The applicant states that the modifications will not affect the structural integrity of the building and contends that the body corporate has breached its obligation to act reasonably in carrying out its functions. A number of issues have been raised by the body corporate and individual owners, but it would appear to me that most, if not all of these concerns have been or are capable of being addressed by the applicant.

The applicant points out that the likelihood of other owners wishing to cut a doorway between two units is limited. Further, the applicant’s engineer has prepared plans and states that the opening will be cut in such a way that the structural integrity of the wall will not be compromised.

While the committee is concerned about accepting responsibility for maintaining an accurate file covering all alterations to the building, the applicant points out that the body corporate already has
an obligation to maintain records and in any event the more important records relating to the proposed work would include details of certification and structural inspection certificates that would be available from other sources such as the GCCC.

While individual owners are concerned about noise and possible damage to their lots, the applicant is prepared to discuss restrictions on work hours in addition to statutory restrictions imposed by the GCCC regulations to ensure the work does not create a nuisance.

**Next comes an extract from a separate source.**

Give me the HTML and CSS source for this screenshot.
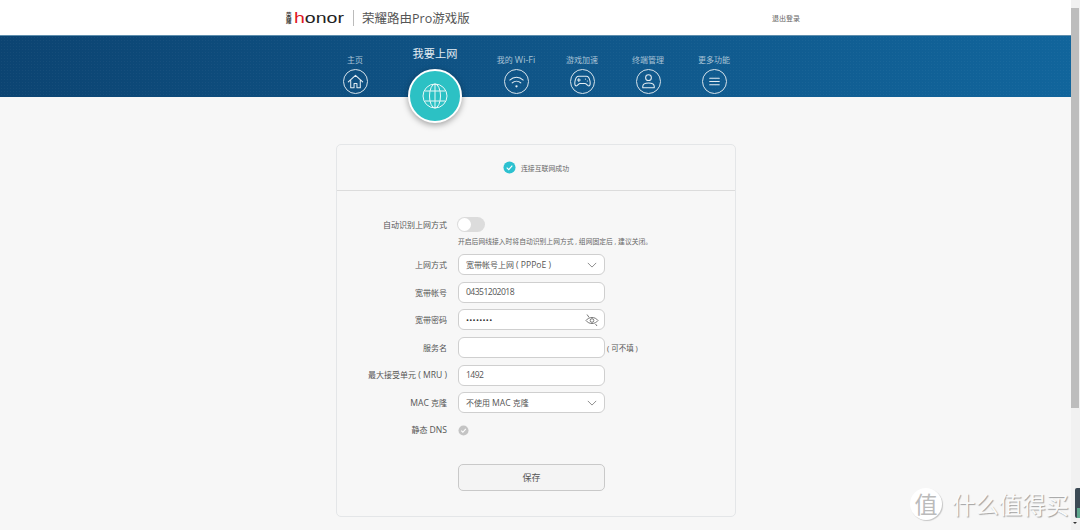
FILE: index.html
```html
<!DOCTYPE html>
<html lang="zh">
<head>
<meta charset="utf-8">
<title>荣耀路由Pro游戏版</title>
<link rel="stylesheet" href="styles.css">
</head>
<body>
<div class="page">
  <div class="main">
    <header class="top">
      <div class="brand">
        <span class="logo-cn">荣耀</span>
        <span class="logo"><span class="logo-h">h</span>onor</span>
        <span class="divider"></span>
        <span class="product">荣耀路由Pro游戏版</span>
      </div>
      <a class="logout">退出登录</a>
    </header>
    <nav class="banner">
      <div class="nav-item home">
        <span class="nav-label">主页</span>
        <span class="nav-icon">
          <svg viewBox="0 0 24 24"><path d="M4.500 12.500 12 5.500l7.500 7M7 11v7.500h3.500v-4.500h3v4.500H17V11"/></svg>
        </span>
      </div>
      <div class="nav-item active">
        <span class="active-label">我要上网</span>
        <span class="globe">
          <svg viewBox="0 0 26 26"><circle cx="13" cy="13" r="12"/><ellipse cx="13" cy="13" rx="5.500" ry="12"/><path d="M13 1v24M2.500 8h21M2.500 18h21"/></svg>
        </span>
      </div>
      <div class="nav-item wifi">
        <span class="nav-label">我的 <span class="lat-nav">Wi-Fi</span></span>
        <span class="nav-icon">
          <svg viewBox="0 0 24 24"><path d="M5 10.500c4-3.800 10-3.800 14 0M7.500 13.500c2.600-2.400 6.400-2.400 9 0"/><circle class="dot" cx="12" cy="17" r="1.200"/></svg>
        </span>
      </div>
      <div class="nav-item game">
        <span class="nav-label">游戏加速</span>
        <span class="nav-icon">
          <svg viewBox="0 0 24 24"><path d="M8 6.500h8c2.500 0 3.300 2.500 3.800 5 .5 2.800.3 5-1.200 5.200-1.500.2-2.500-2.700-4-2.700H9.400c-1.500 0-2.500 2.900-4 2.700C3.900 16.500 3.700 14.300 4.200 11.500c.5-2.500 1.300-5 3.800-5ZM6.700 10.500h3M8.200 9v3M15 9.500h.1M17 11.500h.1"/></svg>
        </span>
      </div>
      <div class="nav-item user">
        <span class="nav-label">终端管理</span>
        <span class="nav-icon">
          <svg viewBox="0 0 24 24"><circle cx="12" cy="8" r="3"/><path d="M6 18.500v-1.300c0-2.300 2-3.700 6-3.700s6 1.400 6 3.700v1.300Z"/></svg>
        </span>
      </div>
      <div class="nav-item more">
        <span class="nav-label">更多功能</span>
        <span class="nav-icon">
          <svg viewBox="0 0 24 24"><path d="M7 8.700h10M7 12h10M7 15.300h10"/></svg>
        </span>
      </div>
    </nav>
    <section class="content">
      <div class="card">
        <div class="status">
          <svg class="status-icon" viewBox="0 0 14 14"><circle cx="7" cy="7" r="6.500"/><path d="M4 7.200 6.200 9.300 10 5"/></svg>
          <span>连接互联网成功</span>
        </div>
        <div class="form">
          <div class="row toggle-row">
            <span class="label">自动识别上网方式</span>
            <span class="toggle"><span class="knob"></span></span>
          </div>
          <div class="hint">开启后网线接入时将自动识别上网方式 , 组网固定后 , 建议关闭。</div>
          <div class="row">
            <span class="label">上网方式</span>
            <span class="field"><span class="value">宽带帐号上网 <span class="lat">( PPPoE )</span></span>
              <svg class="chev" viewBox="0 0 12 7"><path d="M1 1 6 6 11 1"/></svg>
            </span>
          </div>
          <div class="row">
            <span class="label">宽带帐号</span>
            <span class="field"><span class="value digits">04351202018</span></span>
          </div>
          <div class="row">
            <span class="label">宽带密码</span>
            <span class="field"><span class="dots">••••••••</span>
              <svg class="eye" viewBox="0 0 14 14"><path d="M1 7.500c3-4 9-4 12 0-3 4-9 4-12 0Z"/><circle cx="7" cy="7.500" r="1.800"/><path d="M2 1.500 4 4.300M10.500 11l1.500 2"/></svg>
            </span>
          </div>
          <div class="row">
            <span class="label">服务名</span>
            <span class="field"></span>
            <span class="note">( 可不填 )</span>
          </div>
          <div class="row">
            <span class="label">最大接受单元 <span class="lat">( MRU )</span></span>
            <span class="field"><span class="value digits">1492</span></span>
          </div>
          <div class="row">
            <span class="label"><span class="lat">MAC</span> 克隆</span>
            <span class="field"><span class="value">不使用 <span class="lat">MAC</span> 克隆</span>
              <svg class="chev" viewBox="0 0 12 7"><path d="M1 1 6 6 11 1"/></svg>
            </span>
          </div>
          <div class="row">
            <span class="label">静态 <span class="lat">DNS</span></span>
            <svg class="check" viewBox="0 0 12 12"><circle cx="6" cy="6" r="5.500"/><path d="M3.500 6.200 5.300 7.900 8.500 4.300"/></svg>
          </div>
          <div class="actions"><button class="save" type="button">保存</button></div>
        </div>
      </div>
    </section>
  </div>
  <aside class="scrollbar">
    <span class="scroll-up"></span>
    <span class="scroll-thumb"></span>
  </aside>
</div>
<div class="watermark">
  <span class="wm-badge">值</span>
  <span class="wm-text">什么值得买</span>
</div>
<div class="widget"><span class="widget-bar"></span></div>
<span class="scroll-down"></span>
</body>
</html>
```
FILE: styles.css
```css
* { box-sizing: border-box; }
html, body { margin: 0; height: 530px; overflow: hidden; }
body {
  position: relative;
  font-family: "Open Sans", "Noto Sans CJK SC", sans-serif;
  color: #555;
  background: #f7f7f7;
}
.page { display: flex; height: 530px; }
.main { flex: 1; min-width: 0; }

.top {
  height: 35px;
  background: #fff;
  display: flex;
  align-items: center;
  padding-left: 286px;
}
.brand { display: flex; align-items: center; width: 486px; }
.logo-cn {
  width: 6px;
  font-size: 5.500px;
  line-height: 6px;
  font-weight: 700;
  color: #333;
  margin-right: 2px;
}
.logo {
  font-family: "Liberation Sans", sans-serif;
  font-size: 15px;
  line-height: 20px;
  color: #222;
  transform: scaleX(1.3);
  transform-origin: left center;
  width: 59px;
}
.logo-h { color: #e0161e; }
.divider { width: 1px; height: 16px; background: #bbb; margin-right: 8px; }
.product { font-size: 12.500px; color: #555; white-space: nowrap; }
.logout { font-size: 7px; color: #666; white-space: nowrap; }

.banner {
  height: 62px;
  border-top: 1px solid #5f8fae;
  background-color: #0f5b8e;
  background-image:
    radial-gradient(rgba(255, 255, 255, .035) 1px, transparent 1px),
    linear-gradient(100deg, #0c4472 0%, #10578a 55%, #11659c 100%);
  background-size: 3px 3px, 100% 100%;
  display: flex;
  align-items: flex-start;
  padding-left: 323px;
}
.nav-item {
  display: flex;
  flex-direction: column;
  align-items: center;
  width: 66px;
  padding-top: 18px;
}
.nav-item.home { width: 64px; }
.nav-item.active { width: 96px; padding-top: 10px; position: relative; z-index: 2; }
.nav-label {
  font-size: 8px;
  line-height: 12px;
  color: #a9c3d6;
  white-space: nowrap;
}
.lat-nav { font-size: 9px; }
.active-label {
  font-size: 11.200px;
  line-height: 16px;
  color: #e4edf3;
  white-space: nowrap;
}
.nav-icon {
  width: 25px;
  height: 25px;
  margin-top: 3px;
  border: 1px solid #d5e2ea;
  border-radius: 50%;
  display: block;
}
.nav-icon svg { display: block; width: 23px; height: 23px; }
.nav-icon path, .nav-icon circle {
  fill: none;
  stroke: #e4edf3;
  stroke-width: 1.100;
  stroke-linecap: round;
  stroke-linejoin: round;
}
.nav-icon circle.dot { fill: #e4edf3; stroke: none; }
.globe {
  width: 54px;
  height: 54px;
  margin-top: 7px;
  border: 2px solid #fff;
  border-radius: 50%;
  background: #2cc1c4;
  box-shadow: 0 2px 6px rgba(0, 0, 0, .35);
  display: flex;
  align-items: center;
  justify-content: center;
}
.globe svg { width: 26px; height: 26px; }
.globe circle, .globe ellipse, .globe path { fill: none; stroke: #e9f8f8; stroke-width: 1; }

.content { padding: 47px 0 0 336px; }
.card {
  width: 400px;
  height: 373px;
  border: 1px solid #e4e6e8;
  border-radius: 5px;
}
.status {
  height: 46px;
  border-bottom: 1px solid #dcdcdc;
  display: flex;
  align-items: center;
  justify-content: center;
  gap: 5px;
  font-size: 6.900px;
  color: #666;
}
.status-icon { width: 13px; height: 13px; }
.status-icon circle { fill: #2cc1d0; }
.status-icon path, .check path { fill: none; stroke: #fff; stroke-width: 1.200; }

.form { padding-top: 22px; }
.row {
  display: flex;
  align-items: center;
  height: 21px;
  margin-bottom: 6.670px;
}
.row.toggle-row { height: 22px; margin-bottom: 0; }
.label {
  width: 110px;
  margin-right: 11px;
  text-align: right;
  font-size: 8px;
  color: #555;
  white-space: nowrap;
}
.lat { font-size: 8.600px; }
.digits { font-size: 8.600px; letter-spacing: -.55px; }
.toggle {
  width: 28px;
  height: 15px;
  border-radius: 8px;
  background: #dcdcdc;
  padding: 1px;
  margin-left: -1px;
}
.knob {
  display: block;
  width: 13px;
  height: 13px;
  border-radius: 50%;
  background: #fff;
}
.hint {
  margin-left: 121px;
  height: 19px;
  padding-top: 1px;
  font-size: 6.800px;
  line-height: 12px;
  color: #666;
  white-space: nowrap;
}
.field {
  position: relative;
  width: 147px;
  height: 21px;
  border: 1px solid #cfcfcf;
  border-radius: 6px;
  background: #fff;
  padding: 0 7px;
  display: flex;
  align-items: center;
  font-size: 8px;
  color: #555;
  white-space: nowrap;
}
.dots { font-size: 8px; letter-spacing: .3px; color: #333; }
.chev {
  position: absolute;
  right: 7px;
  top: 7px;
  width: 10px;
  height: 6px;
}
.chev path { fill: none; stroke: #777; stroke-width: 1; }
.eye { position: absolute; right: 5px; top: 3px; width: 14px; height: 14px; }
.eye path, .eye circle { fill: none; stroke: #777; stroke-width: 1; }
.note { font-size: 7.500px; color: #555; white-space: nowrap; margin-left: 2px; }
.check { width: 11px; height: 11px; }
.check circle { fill: #c4c4c4; }
.actions { padding: 16px 0 0 121px; }
.save {
  display: block;
  width: 147px;
  height: 27px;
  border: 1px solid #c9c9c9;
  border-radius: 5px;
  background: #f4f4f4;
  font: 9px "Noto Sans CJK SC", sans-serif;
  color: #555;
}

.scrollbar {
  width: 9px;
  background: #f1f1f1;
  display: flex;
  flex-direction: column;
}
.scroll-up { height: 8px; }
.scroll-thumb { width: 8px; height: 400px; background: #bdbdbd; }

.watermark {
  position: absolute;
  left: 910px;
  top: 488px;
  display: flex;
  align-items: center;
  gap: 10px;
}
.wm-badge {
  width: 32px;
  height: 32px;
  border-radius: 50%;
  background: #fff;
  font: 23px/30px "Noto Sans CJK SC", sans-serif;
  text-align: center;
  color: #bbb;
  box-shadow: 1px 1px 1px rgba(0, 0, 0, .2);
}
.wm-text {
  font: 23.400px/30px "Noto Sans CJK SC", sans-serif;
  color: #fafafa;
  text-shadow: 1px 1px 1px rgba(0, 0, 0, .35);
  white-space: nowrap;
}
.widget {
  position: absolute;
  left: 1075px;
  top: 488px;
  width: 5px;
  height: 30px;
  background: #3c4a55;
  border-radius: 2px 0 0 2px;
  display: flex;
  align-items: flex-end;
  padding-left: 2px;
}
.widget-bar { width: 3px; height: 10px; background: #5fa88e; }
.scroll-down {
  position: absolute;
  left: 1073px;
  top: 522px;
  border-left: 2px solid transparent;
  border-right: 2px solid transparent;
  border-top: 2px solid #333;
}
```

Having regard to the engineer’s report and the willingness of the applicant to address the concerns of the body corporate, I propose to order that to the extent body corporate approval is required to create a doorway between units 22F and 22C, the work shall be deemed to have been approved by the body corporate, on the basis that the objections raised to the proposal were, in my view, unreasonable.

I also propose to order that :

• the work is to be undertaken in accordance with accepted engineering practice and all relevant statutory provisions;
• the applicant is to indemnify any other lot owner or the Body Corporate for loss or damage arising out of the work.